Russia has again bombarded its neighbour with missile and drone attacks in northern, central and southern Ukraine, hours after the Ukrainian military noted Moscow was doubling down on efforts to seize towns and villages.

"Enemy drones have attacked the regional centre," Zaporizhzhya military governor Yuri Malashko said on Telegram late on Saturday. 

He said an infrastructure object had been hit but did not provide any further details.

Officials also reported missile attacks in the central Ukrainian region of Poltava. An industrial building in Kremenchuk was hit and a fire broke out, military governor Filip Pronin wrote. Efforts are ongoing to fight the fire but no information was available on possible casualties.

There were also renewed attacks in the Kharkiv region in northeast Ukraine, but no details were initially available about the extent of the damage.

A Russian rocket attack in Kharkiv
There have been renewed attacks in the Kharkiv region in northeast Ukraine.

Earlier, the Ukrainian military noted the Russian army is increasing its efforts to capture Ukrainian towns and villages.

"The occupying forces have significantly increased the number of attacks and assaults - for the second day in a row, the enemy has carried out 50 combat operations," brigadier general Oleksandr Tarnavskyi wrote on his Telegram channel.

Tarnavskyi, who is responsible for the front section in the south and south-east of Ukraine, said that the number of air strikes has also increased.

The figures cited by Tarnavskyi apparently refer to the southern part of the Donetsk region.

According to media reports, after initially gaining ground, the Russians are barely making any progress despite the large amount of manpower and equipment they have deployed.

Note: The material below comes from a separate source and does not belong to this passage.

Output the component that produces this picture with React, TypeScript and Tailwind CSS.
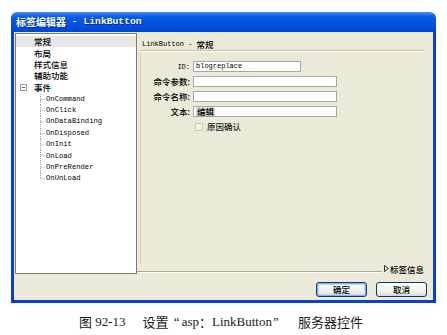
import React from "react";

const cjk = "font-['Noto_Sans_CJK_SC',sans-serif]";
const mono = "font-['Liberation_Mono',monospace]";

function Connector({ last }: { last: boolean }) {
  return (
    <svg width="5" height="11.35" className="shrink-0 block" viewBox="0 0 5 11.35">
      <line x1="0.5" y1="0" x2="0.5" y2={last ? 5.7 : 11.35} stroke="#a0a0a0" strokeWidth="1" strokeDasharray="1 1" />
      <line x1="0.5" y1="5.7" x2="5" y2="5.7" stroke="#a0a0a0" strokeWidth="1" strokeDasharray="1 1" />
    </svg>
  );
}

function Field({ label, value, wide = true, latin = false }: { label: React.ReactNode; value?: React.ReactNode; wide?: boolean; latin?: boolean }) {
  return (
    <div className="flex h-[11px] items-center">
      <div className="w-[52px] shrink-0 text-right pr-[3px] text-[8.5px] leading-[11px] text-black">{label}</div>
      <div
        className={`h-[11px] ${wide ? "w-[144px]" : "w-[108px]"} border border-[#a7a6aa] bg-white flex items-center pl-[2px] ${latin ? mono : cjk}`}
      >
        {value}
      </div>
    </div>
  );
}

export default function App() {
  const events = ["OnCommand", "OnClick", "OnDataBinding", "OnDisposed", "OnInit", "OnLoad", "OnPreRender", "OnUnLoad"];
  return (
    <div className="w-[447px] h-[335px] bg-white overflow-hidden flex flex-col">
      {/* Window */}
      <div className="ml-[11px] mt-[12px] w-[425px] flex flex-col">
        {/* Title bar */}
        <div className="h-[20px] rounded-t-[6px] bg-[linear-gradient(to_bottom,#3d8ef7_0%,#0a5ae6_25%,#0253e3_60%,#0046cf_100%)] flex items-center pl-[5px]">
          <span className={`${cjk} text-[10px] font-bold text-white leading-none [text-shadow:1px_1px_0_#0a2a8a]`}>标签编辑器</span>
          <span className={`${mono} text-[9.7px] font-bold text-white leading-none whitespace-pre [text-shadow:1px_1px_0_#0a2a8a]`}> - LinkButton</span>
        </div>
        {/* Body */}
        <div className="h-[271px] border-x-[3px] border-b-[3px] border-[#0a3fd0] bg-[#ece9d8] flex flex-col">
          <div className="mt-[1px] h-[241px] flex">
            {/* Tree */}
            <div className="ml-[1px] w-[122px] h-full border border-[#7d7b74] bg-white pt-[2px] flex flex-col">
              <div className={`h-[11.35px] bg-[#e6e6e6] pl-[18px] flex items-center ${cjk} text-[8.5px] font-medium leading-none text-black`}>常规</div>
              {["布局", "样式信息", "辅助功能"].map((t) => (
                <div key={t} className={`h-[11.35px] pl-[18px] flex items-center ${cjk} text-[8.5px] font-medium leading-none text-black`}>{t}</div>
              ))}
              <div className="h-[11.35px] flex items-center">
                <div className="ml-[4px] w-[7px] h-[7px] border border-[#919b9c] flex items-center justify-center">
                  <div className="w-[3px] h-px bg-[#4d6185]" />
                </div>
                <span className={`ml-[7px] ${cjk} text-[8.5px] font-medium leading-none text-black`}>事件</span>
              </div>
              <div className="mt-[1px] flex flex-col">
                {events.map((e, i) => (
                  <div key={e} className="h-[11.35px] flex items-center pl-[24px]">
                    <Connector last={i === events.length - 1} />
                    <span className={`ml-[1px] ${mono} text-[7.2px] leading-none text-black`}>{e}</span>
                  </div>
                ))}
              </div>
            </div>
            {/* Right panel */}
            <div className="flex-1 flex flex-col">
              <div className="pt-[6px] pl-[5px] flex items-center h-[17px]">
                <span className={`${mono} text-[7px] leading-none text-black whitespace-pre`}>LinkButton - </span>
                <span className={`${cjk} text-[8.5px] font-medium leading-none text-black`}>常规</span>
              </div>
              <div className="ml-[3px] mr-[9px] h-[2px] border-t border-[#c5c2b2] border-b border-b-white" />
              <div className="flex-1 ml-[3px] border-l border-[#d6d3c5] flex flex-col">
                <div className="mt-[9px] flex flex-col gap-[4px]">
                  <Field
                    label={<span className={`${mono} text-[7px]`}>ID:</span>}
                    value={<span className="text-[7px] leading-none text-black">blogreplace</span>}
                    wide={false}
                    latin
                  />
                  <Field label={<span className={`${cjk} font-medium`}>命令参数:</span>} />
                  <Field label={<span className={`${cjk} font-medium`}>命令名称:</span>} />
                  <Field
                    label={<span className={`${cjk} font-medium`}>文本:</span>}
                    value={<span className="text-[8.5px] font-medium leading-[9px] bg-[#dcdcdc] text-black px-px">编辑</span>}
                  />
                </div>
                <div className="mt-[5px] ml-[54px] flex items-center h-[9px]">
                  <div className="w-[8px] h-[8px] border border-[#cac8bb] bg-[#f4f3ee]" />
                  <span className={`ml-[4px] ${cjk} text-[8.5px] font-medium leading-none text-[#222]`}>原因确认</span>
                </div>
              </div>
              <div className="h-[10px] flex items-end">
                <div className="flex-1 h-[2px] border-t border-[#aca899] border-b border-b-white mb-[1px]" />
                <div className="flex items-center pl-[2px] pr-[9px] pb-[1px]">
                  <svg width="5" height="7" viewBox="0 0 5 7" className="block">
                    <path d="M0.5 0.5 L4.5 3.5 L0.5 6.5 Z" fill="none" stroke="#333" strokeWidth="1" />
                  </svg>
                  <span className={`ml-[1px] ${cjk} text-[8.5px] font-medium leading-none text-black`}>标签信息</span>
                </div>
              </div>
            </div>
          </div>
          {/* Buttons */}
          <div className="mt-[8px] flex justify-end gap-[9px] pr-[6px]">
            <div className={`w-[51px] h-[15px] rounded-[3px] border border-[#003c74] bg-[linear-gradient(to_bottom,#ffffff,#f0efe8_70%,#dcdad0)] shadow-[inset_0_0_0_1px_#8eb2ef,inset_0_0_0_2px_#c4d6f6] flex items-center justify-center ${cjk} text-[8.5px] font-medium leading-none text-black`}>确定</div>
            <div className={`w-[51px] h-[15px] rounded-[3px] border border-[#003c74] bg-[linear-gradient(to_bottom,#ffffff,#f0efe8_70%,#dcdad0)] flex items-center justify-center ${cjk} text-[8.5px] font-medium leading-none text-black`}>取消</div>
          </div>
        </div>
      </div>
      {/* Caption */}
      <div className="mt-[11px] ml-[79px] flex items-center h-[15px] font-['Liberation_Serif','Noto_Sans_CJK_SC',serif] text-[13px] leading-none text-[#1a1a1a] whitespace-pre">
        <span className={cjk}>图</span>
        <span> 92-13</span>
        <span className={`ml-[17px] ${cjk}`}>设置</span>
        <span className="inline-block w-[11px] text-right">“</span>
        <span className="ml-[2px]">asp</span>
        <span className={cjk}>：</span>
        <span>LinkButton</span>
        <span className="inline-block w-[26px] text-left pl-px">”</span>
        <span className={cjk}>服务器控件</span>
      </div>
    </div>
  );
}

Ukraine has been defending itself against the all-out Russian invasion with a significant amount of Western support. The fighting is still concentrated around the east and south.

Ukrainian forces launched a counteroffensive in June 2023, but progress has been limited. Kiev has vowed to retake all the land occupied by Russia, including the Crimean peninsula which the Kremlin annexed in 2014.

Even as the war drags on, Ukrainian President Volodymyr Zelenskiy says international supporters are not losing energy in their support, despite current problems with weapons supplies.

"Despite various challenges and many difficulties, Ukraine has managed to maintain international attention for our, the Ukrainian struggle for independence," he said in his daily video address.

He reviewed progress made in the last month, underlining an agreement with Britain as a particular success and saying this would serve as a model for similar security agreements with other countries.

Zelenskiy also spoke of a "good dynamic" in terms of international defence aid, though he emphasized the importance of the US as the most 

Meanwhile Russian parliamentary leader Vyacheslav Volodin evoked the danger of a third world war on the 80th anniversary of the end of the siege of Leningrad.

"Fascist ideology has become the norm for the leadership of NATO countries," Volodin wrote on his Telegram channel on Saturday.

He accused Western governments, including explicitly the German government led by Chancellor Olaf Scholz, of supporting a policy of genocide in Ukraine. 

"This is a dangerous path that could lead to a new world war," Volodin said.

Vyacheslav Volodin
Vyacheslav Volodin says the Ukraine war is on a dangerous path that could lead to "a new world war".

Russia's main justification for its war against Ukraine, which has been going on for almost two years, is the claim that the neighbouring country needs to be "de-Nazified."

Russian President Vladimir Putin repeatedly uses historical comparisons with World War II to justify his attack on the neighbouring country.

He equates the invasion of Ukraine that he ordered with the Soviet Union's defence against Nazi Germany's invasion of the Soviet Union.

On anniversaries, Moscow often uses the argument of "defending the memory of the war dead" for its war campaign.

Exactly 80 years ago, on January 27, 1944, Soviet troops broke through the German Wehrmacht's siege ring around what was then Leningrad, now St Petersburg.

Before this, German troops had deliberately caused the deaths of an estimated 1.2 million people, who died from bombing, hunger and cold.